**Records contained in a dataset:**
★ ★ ★ ★ ★ ★ ★

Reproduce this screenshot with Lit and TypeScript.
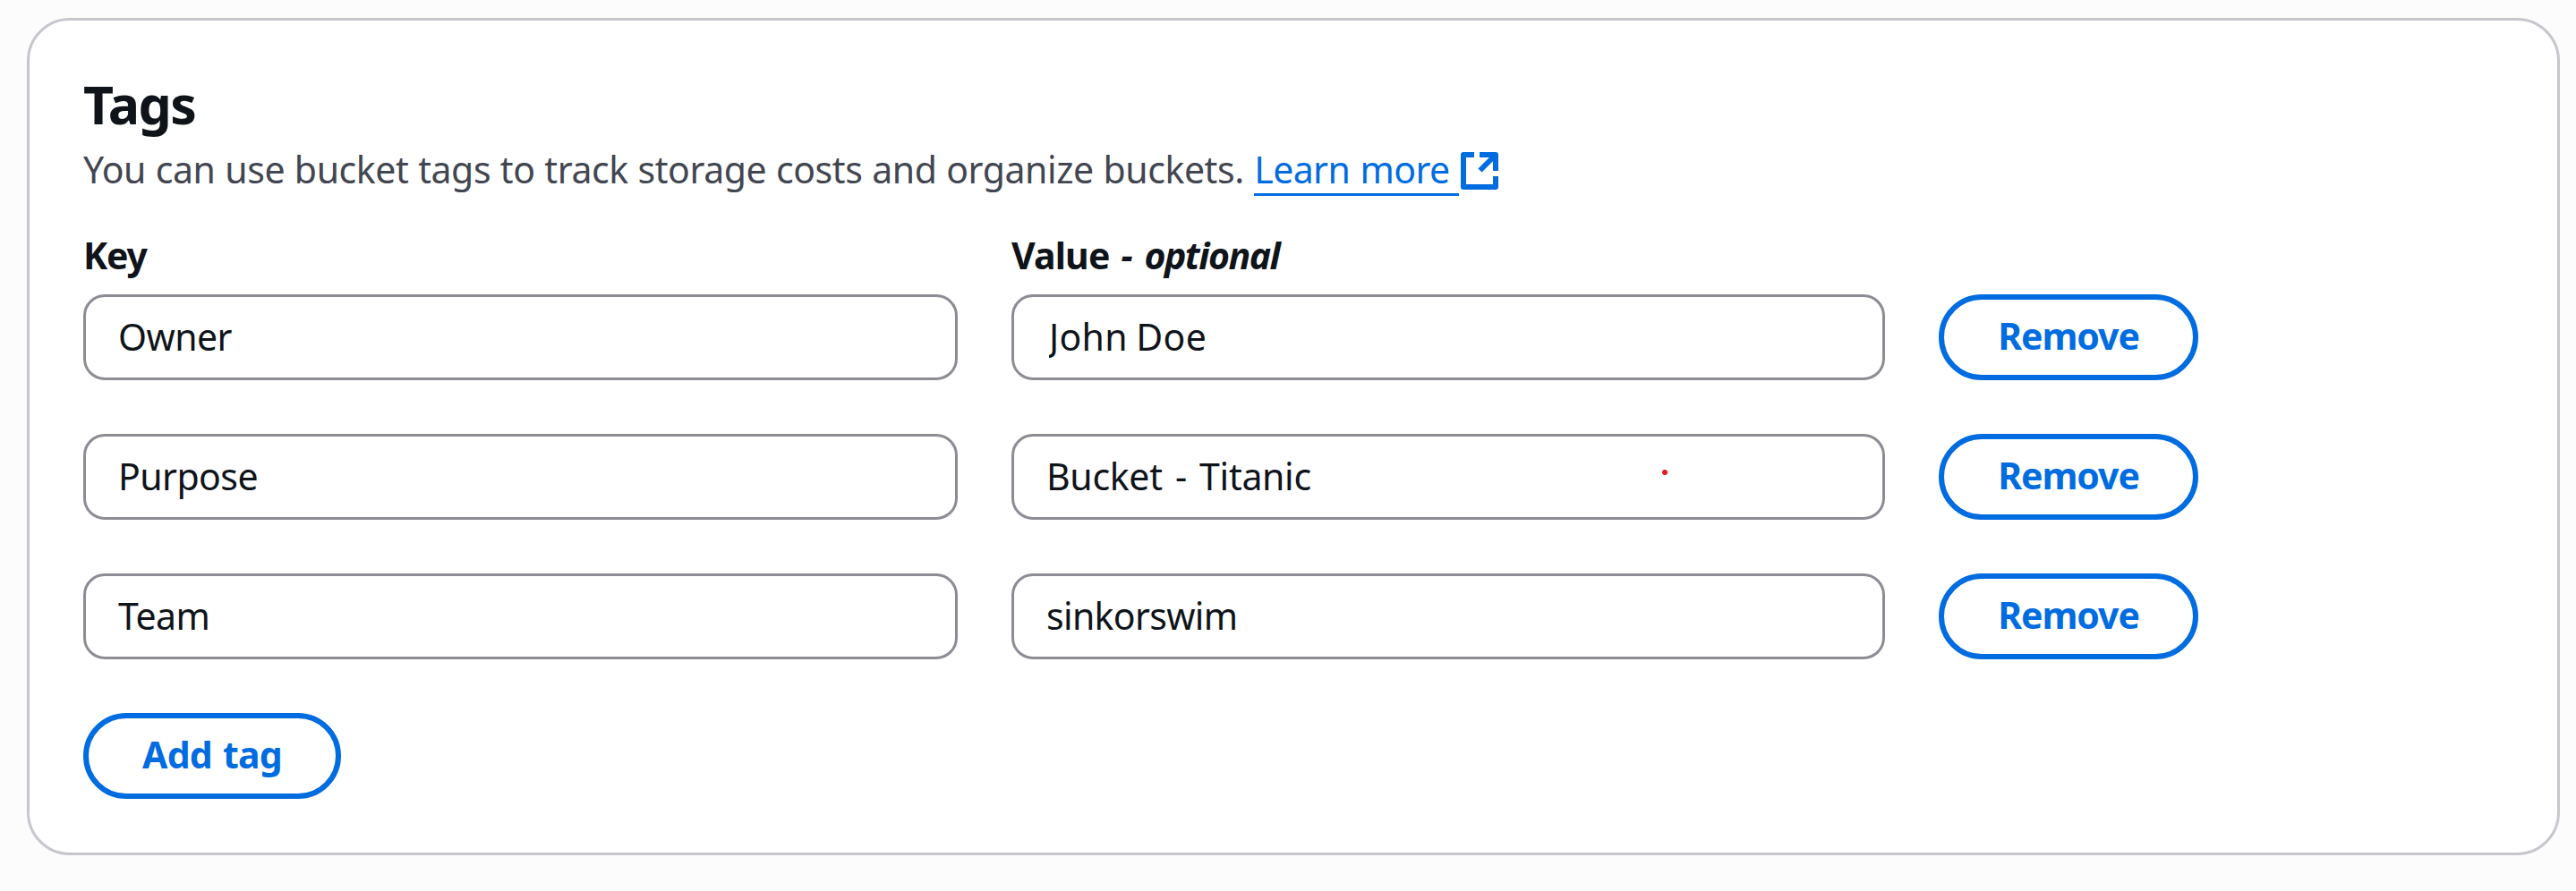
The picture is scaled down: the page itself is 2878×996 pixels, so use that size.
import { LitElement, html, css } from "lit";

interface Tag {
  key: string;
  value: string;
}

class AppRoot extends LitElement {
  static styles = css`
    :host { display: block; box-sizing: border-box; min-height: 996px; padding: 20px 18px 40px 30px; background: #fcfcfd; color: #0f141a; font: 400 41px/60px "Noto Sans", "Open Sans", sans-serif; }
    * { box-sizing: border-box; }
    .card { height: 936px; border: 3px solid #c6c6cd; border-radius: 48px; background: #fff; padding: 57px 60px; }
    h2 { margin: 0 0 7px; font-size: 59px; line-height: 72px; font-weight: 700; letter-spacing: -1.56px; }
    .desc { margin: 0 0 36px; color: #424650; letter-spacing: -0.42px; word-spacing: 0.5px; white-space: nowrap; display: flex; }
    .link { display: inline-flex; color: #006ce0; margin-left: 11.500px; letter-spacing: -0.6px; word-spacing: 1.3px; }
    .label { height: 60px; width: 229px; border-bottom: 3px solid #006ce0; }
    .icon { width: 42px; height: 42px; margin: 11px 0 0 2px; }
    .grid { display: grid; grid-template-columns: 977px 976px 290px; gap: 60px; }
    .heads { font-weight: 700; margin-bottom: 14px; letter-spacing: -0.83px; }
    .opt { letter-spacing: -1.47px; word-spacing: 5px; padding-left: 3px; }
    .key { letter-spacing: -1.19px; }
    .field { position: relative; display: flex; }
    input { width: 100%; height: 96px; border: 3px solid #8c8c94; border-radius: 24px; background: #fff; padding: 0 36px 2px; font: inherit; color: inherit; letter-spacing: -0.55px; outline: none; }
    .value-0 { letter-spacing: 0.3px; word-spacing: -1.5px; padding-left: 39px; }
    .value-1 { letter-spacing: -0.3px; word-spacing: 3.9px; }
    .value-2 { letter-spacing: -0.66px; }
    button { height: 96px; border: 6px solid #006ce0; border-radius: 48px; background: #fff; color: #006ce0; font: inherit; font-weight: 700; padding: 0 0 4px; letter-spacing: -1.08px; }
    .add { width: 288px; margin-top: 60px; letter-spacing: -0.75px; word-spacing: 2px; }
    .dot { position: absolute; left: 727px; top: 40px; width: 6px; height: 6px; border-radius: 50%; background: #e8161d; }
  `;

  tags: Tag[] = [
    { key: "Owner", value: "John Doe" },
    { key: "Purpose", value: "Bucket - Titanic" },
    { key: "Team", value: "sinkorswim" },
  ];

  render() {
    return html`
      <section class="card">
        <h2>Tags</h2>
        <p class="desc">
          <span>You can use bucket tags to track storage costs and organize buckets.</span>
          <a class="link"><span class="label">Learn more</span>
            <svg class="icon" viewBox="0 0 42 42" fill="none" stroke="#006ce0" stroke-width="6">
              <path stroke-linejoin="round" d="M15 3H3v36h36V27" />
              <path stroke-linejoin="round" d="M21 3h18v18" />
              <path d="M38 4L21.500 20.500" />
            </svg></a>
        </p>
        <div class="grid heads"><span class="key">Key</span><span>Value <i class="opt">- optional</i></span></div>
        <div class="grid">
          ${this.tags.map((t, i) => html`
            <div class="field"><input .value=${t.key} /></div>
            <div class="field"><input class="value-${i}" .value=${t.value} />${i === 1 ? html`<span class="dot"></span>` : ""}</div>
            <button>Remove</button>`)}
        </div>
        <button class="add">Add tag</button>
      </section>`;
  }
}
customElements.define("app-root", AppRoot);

★ ★ ★ ★ ★ ★ ★

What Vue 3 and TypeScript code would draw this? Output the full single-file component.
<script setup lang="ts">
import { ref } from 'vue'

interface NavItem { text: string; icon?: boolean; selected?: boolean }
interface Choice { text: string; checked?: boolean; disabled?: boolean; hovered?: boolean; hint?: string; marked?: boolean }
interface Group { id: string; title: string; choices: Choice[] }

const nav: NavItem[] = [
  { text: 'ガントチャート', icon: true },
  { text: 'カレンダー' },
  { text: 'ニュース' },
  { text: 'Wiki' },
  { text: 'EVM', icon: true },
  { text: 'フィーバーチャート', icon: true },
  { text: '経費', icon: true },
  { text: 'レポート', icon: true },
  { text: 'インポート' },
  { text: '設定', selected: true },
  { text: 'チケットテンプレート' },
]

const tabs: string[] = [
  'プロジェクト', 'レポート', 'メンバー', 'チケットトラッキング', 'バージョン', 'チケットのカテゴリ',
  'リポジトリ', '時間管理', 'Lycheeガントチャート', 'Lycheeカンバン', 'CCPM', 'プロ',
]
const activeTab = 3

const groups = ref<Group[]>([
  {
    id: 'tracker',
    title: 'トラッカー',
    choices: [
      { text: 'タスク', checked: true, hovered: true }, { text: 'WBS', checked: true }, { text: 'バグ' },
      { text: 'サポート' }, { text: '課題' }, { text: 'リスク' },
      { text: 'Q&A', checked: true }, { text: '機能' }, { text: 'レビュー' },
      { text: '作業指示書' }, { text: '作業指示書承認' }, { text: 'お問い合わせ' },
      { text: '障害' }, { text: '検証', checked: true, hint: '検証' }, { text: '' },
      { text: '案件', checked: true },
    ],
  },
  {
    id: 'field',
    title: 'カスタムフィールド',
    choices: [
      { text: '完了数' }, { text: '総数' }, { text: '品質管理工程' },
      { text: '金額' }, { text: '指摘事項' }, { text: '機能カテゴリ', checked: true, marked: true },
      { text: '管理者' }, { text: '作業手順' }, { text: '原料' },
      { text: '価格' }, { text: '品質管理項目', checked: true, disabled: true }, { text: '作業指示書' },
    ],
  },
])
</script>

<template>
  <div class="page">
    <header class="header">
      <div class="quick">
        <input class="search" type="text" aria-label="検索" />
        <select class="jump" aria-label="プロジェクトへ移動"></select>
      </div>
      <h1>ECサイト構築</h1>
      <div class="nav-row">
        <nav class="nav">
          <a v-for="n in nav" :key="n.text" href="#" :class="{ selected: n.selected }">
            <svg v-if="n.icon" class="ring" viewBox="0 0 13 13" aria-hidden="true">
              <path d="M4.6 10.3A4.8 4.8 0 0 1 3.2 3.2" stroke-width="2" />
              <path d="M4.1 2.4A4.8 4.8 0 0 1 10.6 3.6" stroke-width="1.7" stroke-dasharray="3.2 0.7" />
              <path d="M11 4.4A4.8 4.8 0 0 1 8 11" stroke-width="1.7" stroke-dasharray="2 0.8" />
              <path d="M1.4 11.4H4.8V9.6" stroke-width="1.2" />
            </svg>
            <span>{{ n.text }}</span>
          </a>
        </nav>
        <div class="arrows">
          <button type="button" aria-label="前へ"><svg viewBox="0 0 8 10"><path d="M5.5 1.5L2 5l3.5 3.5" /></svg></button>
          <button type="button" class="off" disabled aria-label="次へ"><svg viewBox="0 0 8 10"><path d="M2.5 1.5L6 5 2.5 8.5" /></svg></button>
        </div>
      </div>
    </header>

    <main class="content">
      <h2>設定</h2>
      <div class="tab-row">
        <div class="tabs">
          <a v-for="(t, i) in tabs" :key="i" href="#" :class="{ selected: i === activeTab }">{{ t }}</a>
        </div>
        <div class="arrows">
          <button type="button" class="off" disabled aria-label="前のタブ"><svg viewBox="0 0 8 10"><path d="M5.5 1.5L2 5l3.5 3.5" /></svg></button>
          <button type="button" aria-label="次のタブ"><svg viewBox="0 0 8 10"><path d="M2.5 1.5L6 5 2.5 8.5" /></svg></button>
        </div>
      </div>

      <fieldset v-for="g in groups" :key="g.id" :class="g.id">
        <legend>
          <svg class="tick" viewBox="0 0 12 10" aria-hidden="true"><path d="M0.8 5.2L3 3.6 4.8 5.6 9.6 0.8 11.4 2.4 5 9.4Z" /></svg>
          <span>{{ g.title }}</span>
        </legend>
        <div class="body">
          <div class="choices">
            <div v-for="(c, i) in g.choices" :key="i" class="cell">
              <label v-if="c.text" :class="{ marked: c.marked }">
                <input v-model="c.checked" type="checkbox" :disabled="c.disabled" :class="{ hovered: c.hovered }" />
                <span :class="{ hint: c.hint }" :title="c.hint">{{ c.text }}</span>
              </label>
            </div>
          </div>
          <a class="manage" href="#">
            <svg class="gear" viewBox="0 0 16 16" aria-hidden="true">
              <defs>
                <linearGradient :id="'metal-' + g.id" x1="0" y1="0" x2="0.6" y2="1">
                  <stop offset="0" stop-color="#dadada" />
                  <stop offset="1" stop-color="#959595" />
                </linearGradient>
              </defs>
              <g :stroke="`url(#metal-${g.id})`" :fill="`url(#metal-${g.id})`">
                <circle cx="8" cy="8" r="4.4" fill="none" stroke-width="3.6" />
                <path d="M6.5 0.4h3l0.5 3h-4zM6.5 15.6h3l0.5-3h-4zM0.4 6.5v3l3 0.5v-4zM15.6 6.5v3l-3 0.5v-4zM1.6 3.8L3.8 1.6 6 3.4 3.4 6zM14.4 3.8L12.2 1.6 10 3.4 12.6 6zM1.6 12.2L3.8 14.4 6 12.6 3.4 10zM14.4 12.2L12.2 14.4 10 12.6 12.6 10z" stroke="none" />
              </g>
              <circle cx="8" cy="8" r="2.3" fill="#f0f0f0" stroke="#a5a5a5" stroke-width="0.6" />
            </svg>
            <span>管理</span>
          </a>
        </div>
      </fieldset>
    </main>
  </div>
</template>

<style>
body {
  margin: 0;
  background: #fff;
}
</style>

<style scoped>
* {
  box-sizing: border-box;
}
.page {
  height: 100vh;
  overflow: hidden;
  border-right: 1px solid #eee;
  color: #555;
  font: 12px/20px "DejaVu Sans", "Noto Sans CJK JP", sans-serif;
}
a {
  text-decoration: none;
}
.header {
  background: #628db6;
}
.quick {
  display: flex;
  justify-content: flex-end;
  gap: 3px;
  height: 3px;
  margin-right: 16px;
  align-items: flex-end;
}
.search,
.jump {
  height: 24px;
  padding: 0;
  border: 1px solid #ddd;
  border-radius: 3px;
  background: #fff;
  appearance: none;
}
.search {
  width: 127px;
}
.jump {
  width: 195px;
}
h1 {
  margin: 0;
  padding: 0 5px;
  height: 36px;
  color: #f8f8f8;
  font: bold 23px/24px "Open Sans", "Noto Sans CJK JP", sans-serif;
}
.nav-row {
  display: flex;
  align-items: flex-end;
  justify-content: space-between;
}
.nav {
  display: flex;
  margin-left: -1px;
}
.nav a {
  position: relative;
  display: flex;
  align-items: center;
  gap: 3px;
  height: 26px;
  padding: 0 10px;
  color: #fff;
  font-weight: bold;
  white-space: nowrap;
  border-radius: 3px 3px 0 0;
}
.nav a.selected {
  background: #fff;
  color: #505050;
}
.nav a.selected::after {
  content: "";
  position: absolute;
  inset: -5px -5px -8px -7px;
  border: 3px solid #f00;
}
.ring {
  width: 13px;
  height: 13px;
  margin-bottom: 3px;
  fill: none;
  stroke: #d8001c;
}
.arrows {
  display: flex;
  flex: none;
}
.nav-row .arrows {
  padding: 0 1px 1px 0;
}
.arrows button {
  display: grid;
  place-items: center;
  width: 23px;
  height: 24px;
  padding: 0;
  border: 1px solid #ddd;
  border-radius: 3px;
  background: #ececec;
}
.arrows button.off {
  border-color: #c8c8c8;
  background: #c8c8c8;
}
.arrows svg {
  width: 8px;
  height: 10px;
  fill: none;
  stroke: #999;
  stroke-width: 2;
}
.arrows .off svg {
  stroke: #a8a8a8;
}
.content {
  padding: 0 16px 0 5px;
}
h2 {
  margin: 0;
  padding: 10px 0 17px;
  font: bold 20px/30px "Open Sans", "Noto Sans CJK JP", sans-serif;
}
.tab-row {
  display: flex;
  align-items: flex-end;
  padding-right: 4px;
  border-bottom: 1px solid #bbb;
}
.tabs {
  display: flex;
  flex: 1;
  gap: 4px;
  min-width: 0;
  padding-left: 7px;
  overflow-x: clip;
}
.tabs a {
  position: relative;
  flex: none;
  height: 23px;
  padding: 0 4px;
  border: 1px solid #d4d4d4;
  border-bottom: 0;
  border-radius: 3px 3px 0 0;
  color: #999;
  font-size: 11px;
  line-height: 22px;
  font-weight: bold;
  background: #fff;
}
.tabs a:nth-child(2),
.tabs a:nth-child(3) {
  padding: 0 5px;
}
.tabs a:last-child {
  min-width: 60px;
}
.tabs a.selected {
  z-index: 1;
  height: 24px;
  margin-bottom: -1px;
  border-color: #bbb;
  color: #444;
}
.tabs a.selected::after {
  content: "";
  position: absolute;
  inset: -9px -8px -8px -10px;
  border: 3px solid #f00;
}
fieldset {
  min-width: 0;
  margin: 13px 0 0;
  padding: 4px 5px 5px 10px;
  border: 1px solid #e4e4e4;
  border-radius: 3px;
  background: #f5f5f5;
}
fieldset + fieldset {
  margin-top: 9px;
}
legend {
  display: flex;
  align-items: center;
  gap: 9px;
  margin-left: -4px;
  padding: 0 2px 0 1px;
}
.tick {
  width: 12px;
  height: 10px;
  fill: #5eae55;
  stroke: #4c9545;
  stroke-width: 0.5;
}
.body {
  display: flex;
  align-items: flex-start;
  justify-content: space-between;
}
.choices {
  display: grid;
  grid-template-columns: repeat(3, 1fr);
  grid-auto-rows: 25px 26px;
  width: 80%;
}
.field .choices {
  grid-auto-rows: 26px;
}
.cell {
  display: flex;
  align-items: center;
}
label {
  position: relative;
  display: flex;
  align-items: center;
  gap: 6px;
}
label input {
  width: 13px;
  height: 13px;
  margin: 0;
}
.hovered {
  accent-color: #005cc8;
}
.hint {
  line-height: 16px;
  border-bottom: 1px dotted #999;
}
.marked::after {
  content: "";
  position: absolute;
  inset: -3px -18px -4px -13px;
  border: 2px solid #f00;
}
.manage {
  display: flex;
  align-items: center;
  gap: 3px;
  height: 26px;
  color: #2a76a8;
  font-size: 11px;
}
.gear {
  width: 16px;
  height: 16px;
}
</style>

★ ★ ★ ★ ★ ★ ★

**Stated exercise:**
From the records above, give again exactly the lines running from the line with "What Vue 3 and" to the line with "const activeTab = 3", inclusive.

**Result of the exercise:**
What Vue 3 and TypeScript code would draw this? Output the full single-file component.
<script setup lang="ts">
import { ref } from 'vue'

interface NavItem { text: string; icon?: boolean; selected?: boolean }
interface Choice { text: string; checked?: boolean; disabled?: boolean; hovered?: boolean; hint?: string; marked?: boolean }
interface Group { id: string; title: string; choices: Choice[] }

const nav: NavItem[] = [
  { text: 'ガントチャート', icon: true },
  { text: 'カレンダー' },
  { text: 'ニュース' },
  { text: 'Wiki' },
  { text: 'EVM', icon: true },
  { text: 'フィーバーチャート', icon: true },
  { text: '経費', icon: true },
  { text: 'レポート', icon: true },
  { text: 'インポート' },
  { text: '設定', selected: true },
  { text: 'チケットテンプレート' },
]

const tabs: string[] = [
  'プロジェクト', 'レポート', 'メンバー', 'チケットトラッキング', 'バージョン', 'チケットのカテゴリ',
  'リポジトリ', '時間管理', 'Lycheeガントチャート', 'Lycheeカンバン', 'CCPM', 'プロ',
]
const activeTab = 3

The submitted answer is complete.